#### [Source excerpt]
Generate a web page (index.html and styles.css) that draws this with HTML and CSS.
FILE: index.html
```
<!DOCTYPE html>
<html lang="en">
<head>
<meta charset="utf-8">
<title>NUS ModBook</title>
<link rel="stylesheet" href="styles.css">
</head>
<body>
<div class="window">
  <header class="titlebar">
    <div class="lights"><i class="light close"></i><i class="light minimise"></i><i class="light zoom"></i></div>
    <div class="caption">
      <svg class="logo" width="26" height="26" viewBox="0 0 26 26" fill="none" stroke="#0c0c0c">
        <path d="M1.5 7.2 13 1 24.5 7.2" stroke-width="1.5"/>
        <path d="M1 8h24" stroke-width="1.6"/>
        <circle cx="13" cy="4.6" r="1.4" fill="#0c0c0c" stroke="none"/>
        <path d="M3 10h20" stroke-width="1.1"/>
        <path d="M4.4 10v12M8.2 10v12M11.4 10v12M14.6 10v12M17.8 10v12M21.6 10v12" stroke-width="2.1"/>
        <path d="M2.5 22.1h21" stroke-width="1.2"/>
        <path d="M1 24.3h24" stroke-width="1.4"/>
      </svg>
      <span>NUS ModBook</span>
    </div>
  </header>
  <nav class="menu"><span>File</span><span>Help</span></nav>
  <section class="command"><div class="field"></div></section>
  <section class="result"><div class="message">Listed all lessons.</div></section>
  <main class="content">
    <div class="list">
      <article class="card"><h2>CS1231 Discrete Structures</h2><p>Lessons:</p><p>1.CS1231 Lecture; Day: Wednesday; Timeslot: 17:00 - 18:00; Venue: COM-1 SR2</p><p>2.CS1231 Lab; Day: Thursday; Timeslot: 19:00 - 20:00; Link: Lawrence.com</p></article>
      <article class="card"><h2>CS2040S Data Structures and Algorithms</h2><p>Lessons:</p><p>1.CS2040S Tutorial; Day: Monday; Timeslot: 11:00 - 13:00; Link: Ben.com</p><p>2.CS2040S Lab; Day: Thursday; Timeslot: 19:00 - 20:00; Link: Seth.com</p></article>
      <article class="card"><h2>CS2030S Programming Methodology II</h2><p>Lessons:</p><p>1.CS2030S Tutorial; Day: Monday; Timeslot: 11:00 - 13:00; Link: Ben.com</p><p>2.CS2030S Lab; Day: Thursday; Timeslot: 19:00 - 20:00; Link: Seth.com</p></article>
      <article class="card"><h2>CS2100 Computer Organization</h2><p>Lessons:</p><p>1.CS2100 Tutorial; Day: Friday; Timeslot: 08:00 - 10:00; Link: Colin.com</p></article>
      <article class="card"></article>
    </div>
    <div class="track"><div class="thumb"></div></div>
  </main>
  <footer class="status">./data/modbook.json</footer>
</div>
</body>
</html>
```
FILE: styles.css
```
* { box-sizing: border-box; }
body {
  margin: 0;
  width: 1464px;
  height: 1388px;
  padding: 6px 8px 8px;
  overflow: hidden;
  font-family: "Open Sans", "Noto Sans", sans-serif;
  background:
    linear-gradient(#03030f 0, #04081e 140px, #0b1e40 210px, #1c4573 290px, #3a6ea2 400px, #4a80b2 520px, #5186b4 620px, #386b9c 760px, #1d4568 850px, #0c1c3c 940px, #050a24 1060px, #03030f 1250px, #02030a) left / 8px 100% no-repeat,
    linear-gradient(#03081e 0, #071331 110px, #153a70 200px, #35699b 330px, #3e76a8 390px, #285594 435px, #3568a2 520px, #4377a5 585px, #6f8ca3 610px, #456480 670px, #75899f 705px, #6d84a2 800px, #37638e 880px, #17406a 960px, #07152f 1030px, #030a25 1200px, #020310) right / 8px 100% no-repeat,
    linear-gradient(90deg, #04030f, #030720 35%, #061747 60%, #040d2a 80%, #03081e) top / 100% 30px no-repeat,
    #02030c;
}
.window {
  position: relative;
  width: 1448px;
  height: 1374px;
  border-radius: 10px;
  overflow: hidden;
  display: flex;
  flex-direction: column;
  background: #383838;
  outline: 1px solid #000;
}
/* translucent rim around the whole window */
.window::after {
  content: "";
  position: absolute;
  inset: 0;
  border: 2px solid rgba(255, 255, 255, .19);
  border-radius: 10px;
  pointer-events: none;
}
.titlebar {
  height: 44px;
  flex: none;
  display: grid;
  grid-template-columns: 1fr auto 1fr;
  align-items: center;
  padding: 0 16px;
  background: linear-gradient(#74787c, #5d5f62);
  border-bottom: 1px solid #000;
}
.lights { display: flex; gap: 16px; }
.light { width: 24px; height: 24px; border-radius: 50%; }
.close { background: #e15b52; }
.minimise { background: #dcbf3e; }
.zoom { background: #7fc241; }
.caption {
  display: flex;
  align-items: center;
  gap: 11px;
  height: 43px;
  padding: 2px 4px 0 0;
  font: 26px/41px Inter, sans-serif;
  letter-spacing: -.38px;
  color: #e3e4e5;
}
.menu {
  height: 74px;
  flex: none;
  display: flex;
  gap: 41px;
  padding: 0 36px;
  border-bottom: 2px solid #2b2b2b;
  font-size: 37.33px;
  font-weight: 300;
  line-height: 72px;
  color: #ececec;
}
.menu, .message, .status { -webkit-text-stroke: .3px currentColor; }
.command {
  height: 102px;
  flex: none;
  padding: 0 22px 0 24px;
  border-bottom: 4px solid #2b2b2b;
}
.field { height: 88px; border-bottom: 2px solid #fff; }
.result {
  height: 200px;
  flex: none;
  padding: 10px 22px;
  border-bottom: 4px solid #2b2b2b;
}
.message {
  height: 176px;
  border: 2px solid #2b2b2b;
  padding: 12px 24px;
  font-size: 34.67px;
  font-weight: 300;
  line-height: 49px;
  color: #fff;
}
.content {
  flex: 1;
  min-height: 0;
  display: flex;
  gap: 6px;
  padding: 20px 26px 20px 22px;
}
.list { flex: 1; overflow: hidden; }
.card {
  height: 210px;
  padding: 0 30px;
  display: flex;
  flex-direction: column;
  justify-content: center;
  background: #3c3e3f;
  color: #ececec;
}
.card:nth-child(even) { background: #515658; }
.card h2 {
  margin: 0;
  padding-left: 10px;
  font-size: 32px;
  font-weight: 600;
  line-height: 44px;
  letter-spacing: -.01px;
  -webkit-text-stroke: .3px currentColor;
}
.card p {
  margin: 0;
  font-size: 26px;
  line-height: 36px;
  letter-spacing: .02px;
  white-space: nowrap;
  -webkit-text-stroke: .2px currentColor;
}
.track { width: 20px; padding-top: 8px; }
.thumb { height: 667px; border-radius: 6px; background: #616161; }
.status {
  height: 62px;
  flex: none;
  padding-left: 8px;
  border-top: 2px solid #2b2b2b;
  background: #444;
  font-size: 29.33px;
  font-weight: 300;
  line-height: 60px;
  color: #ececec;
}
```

#### [Exercise details]
Restate the whole listing exactly.

#### [In response]
Generate a web page (index.html and styles.css) that draws this with HTML and CSS.
FILE: index.html
```
<!DOCTYPE html>
<html lang="en">
<head>
<meta charset="utf-8">
<title>NUS ModBook</title>
<link rel="stylesheet" href="styles.css">
</head>
<body>
<div class="window">
  <header class="titlebar">
    <div class="lights"><i class="light close"></i><i class="light minimise"></i><i class="light zoom"></i></div>
    <div class="caption">
      <svg class="logo" width="26" height="26" viewBox="0 0 26 26" fill="none" stroke="#0c0c0c">
        <path d="M1.5 7.2 13 1 24.5 7.2" stroke-width="1.5"/>
        <path d="M1 8h24" stroke-width="1.6"/>
        <circle cx="13" cy="4.6" r="1.4" fill="#0c0c0c" stroke="none"/>
        <path d="M3 10h20" stroke-width="1.1"/>
        <path d="M4.4 10v12M8.2 10v12M11.4 10v12M14.6 10v12M17.8 10v12M21.6 10v12" stroke-width="2.1"/>
        <path d="M2.5 22.1h21" stroke-width="1.2"/>
        <path d="M1 24.3h24" stroke-width="1.4"/>
      </svg>
      <span>NUS ModBook</span>
    </div>
  </header>
  <nav class="menu"><span>File</span><span>Help</span></nav>
  <section class="command"><div class="field"></div></section>
  <section class="result"><div class="message">Listed all lessons.</div></section>
  <main class="content">
    <div class="list">
      <article class="card"><h2>CS1231 Discrete Structures</h2><p>Lessons:</p><p>1.CS1231 Lecture; Day: Wednesday; Timeslot: 17:00 - 18:00; Venue: COM-1 SR2</p><p>2.CS1231 Lab; Day: Thursday; Timeslot: 19:00 - 20:00; Link: Lawrence.com</p></article>
      <article class="card"><h2>CS2040S Data Structures and Algorithms</h2><p>Lessons:</p><p>1.CS2040S Tutorial; Day: Monday; Timeslot: 11:00 - 13:00; Link: Ben.com</p><p>2.CS2040S Lab; Day: Thursday; Timeslot: 19:00 - 20:00; Link: Seth.com</p></article>
      <article class="card"><h2>CS2030S Programming Methodology II</h2><p>Lessons:</p><p>1.CS2030S Tutorial; Day: Monday; Timeslot: 11:00 - 13:00; Link: Ben.com</p><p>2.CS2030S Lab; Day: Thursday; Timeslot: 19:00 - 20:00; Link: Seth.com</p></article>
      <article class="card"><h2>CS2100 Computer Organization</h2><p>Lessons:</p><p>1.CS2100 Tutorial; Day: Friday; Timeslot: 08:00 - 10:00; Link: Colin.com</p></article>
      <article class="card"></article>
    </div>
    <div class="track"><div class="thumb"></div></div>
  </main>
  <footer class="status">./data/modbook.json</footer>
</div>
</body>
</html>
```
FILE: styles.css
```
* { box-sizing: border-box; }
body {
  margin: 0;
  width: 1464px;
  height: 1388px;
  padding: 6px 8px 8px;
  overflow: hidden;
  font-family: "Open Sans", "Noto Sans", sans-serif;
  background:
    linear-gradient(#03030f 0, #04081e 140px, #0b1e40 210px, #1c4573 290px, #3a6ea2 400px, #4a80b2 520px, #5186b4 620px, #386b9c 760px, #1d4568 850px, #0c1c3c 940px, #050a24 1060px, #03030f 1250px, #02030a) left / 8px 100% no-repeat,
    linear-gradient(#03081e 0, #071331 110px, #153a70 200px, #35699b 330px, #3e76a8 390px, #285594 435px, #3568a2 520px, #4377a5 585px, #6f8ca3 610px, #456480 670px, #75899f 705px, #6d84a2 800px, #37638e 880px, #17406a 960px, #07152f 1030px, #030a25 1200px, #020310) right / 8px 100% no-repeat,
    linear-gradient(90deg, #04030f, #030720 35%, #061747 60%, #040d2a 80%, #03081e) top / 100% 30px no-repeat,
    #02030c;
}
.window {
  position: relative;
  width: 1448px;
  height: 1374px;
  border-radius: 10px;
  overflow: hidden;
  display: flex;
  flex-direction: column;
  background: #383838;
  outline: 1px solid #000;
}
/* translucent rim around the whole window */
.window::after {
  content: "";
  position: absolute;
  inset: 0;
  border: 2px solid rgba(255, 255, 255, .19);
  border-radius: 10px;
  pointer-events: none;
}
.titlebar {
  height: 44px;
  flex: none;
  display: grid;
  grid-template-columns: 1fr auto 1fr;
  align-items: center;
  padding: 0 16px;
  background: linear-gradient(#74787c, #5d5f62);
  border-bottom: 1px solid #000;
}
.lights { display: flex; gap: 16px; }
.light { width: 24px; height: 24px; border-radius: 50%; }
.close { background: #e15b52; }
.minimise { background: #dcbf3e; }
.zoom { background: #7fc241; }
.caption {
  display: flex;
  align-items: center;
  gap: 11px;
  height: 43px;
  padding: 2px 4px 0 0;
  font: 26px/41px Inter, sans-serif;
  letter-spacing: -.38px;
  color: #e3e4e5;
}
.menu {
  height: 74px;
  flex: none;
  display: flex;
  gap: 41px;
  padding: 0 36px;
  border-bottom: 2px solid #2b2b2b;
  font-size: 37.33px;
  font-weight: 300;
  line-height: 72px;
  color: #ececec;
}
.menu, .message, .status { -webkit-text-stroke: .3px currentColor; }
.command {
  height: 102px;
  flex: none;
  padding: 0 22px 0 24px;
  border-bottom: 4px solid #2b2b2b;
}
.field { height: 88px; border-bottom: 2px solid #fff; }
.result {
  height: 200px;
  flex: none;
  padding: 10px 22px;
  border-bottom: 4px solid #2b2b2b;
}
.message {
  height: 176px;
  border: 2px solid #2b2b2b;
  padding: 12px 24px;
  font-size: 34.67px;
  font-weight: 300;
  line-height: 49px;
  color: #fff;
}
.content {
  flex: 1;
  min-height: 0;
  display: flex;
  gap: 6px;
  padding: 20px 26px 20px 22px;
}
.list { flex: 1; overflow: hidden; }
.card {
  height: 210px;
  padding: 0 30px;
  display: flex;
  flex-direction: column;
  justify-content: center;
  background: #3c3e3f;
  color: #ececec;
}
.card:nth-child(even) { background: #515658; }
.card h2 {
  margin: 0;
  padding-left: 10px;
  font-size: 32px;
  font-weight: 600;
  line-height: 44px;
  letter-spacing: -.01px;
  -webkit-text-stroke: .3px currentColor;
}
.card p {
  margin: 0;
  font-size: 26px;
  line-height: 36px;
  letter-spacing: .02px;
  white-space: nowrap;
  -webkit-text-stroke: .2px currentColor;
}
.track { width: 20px; padding-top: 8px; }
.thumb { height: 667px; border-radius: 6px; background: #616161; }
.status {
  height: 62px;
  flex: none;
  padding-left: 8px;
  border-top: 2px solid #2b2b2b;
  background: #444;
  font-size: 29.33px;
  font-weight: 300;
  line-height: 60px;
  color: #ececec;
}
```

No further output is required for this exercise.